We Live In A World Of Monsters

I was sitting on the subway train yesterday, facing a normal enough looking man. A human man, I would have assumed, based on his clothing, which was p-coat, watchcap, etc. (He did have on some kind of weird patterned silk shirt, like he was trying to blend into the background of Garden State or something, which might have been a red flag, or a mustard yellow fleur-de-lis on a background of chains flag.) For most of the train ride, I was engrossed in my magazine article, but at some point I noticed furious movement from the man in front of me. He was chewing his nails. FINE. People chew their nails all the time. Except that he was chewing them like they were made out of candy and there had just been an announcement that if you don’t finish all the candy as quickly as possible you’re going to die.
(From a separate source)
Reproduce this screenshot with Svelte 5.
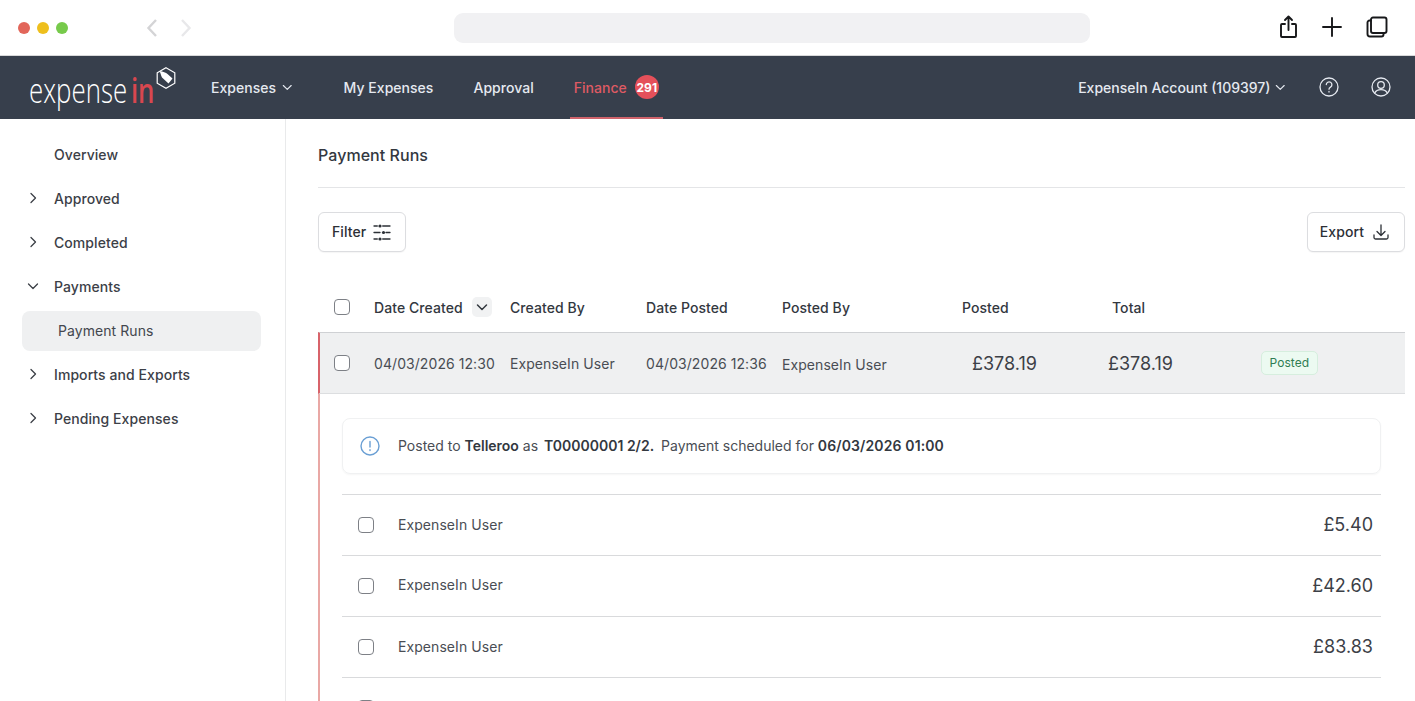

The man was not chewing his nails, he was eating his nails, like a RAT. The way a RAT eats its nails.

NOM NOM NOM, indeed.

He would pause and rest his hand on his thigh, but this lasted for maybe two seconds, and then it was GET THOSE FINGERS BACK IN MY MOUTH NOW THANKS. This went on until he got off the train, and one must assume that it kept going, and if I was a serious on-line diaryist I would have gotten off the train and followed him to take the blue pill to see how deep the rabbit hole goes for a SERIOUS ANECDOTE, but I don’t care. Fuck that guy. He is the grossest guy. I hope he accidentally gets almost enough poison on his nails to kill him but not quite and gets really sick and learns a valuable lesson. ABOUT NOT DOING THAT, ARE YOU KIDDING ME, SPLINTER?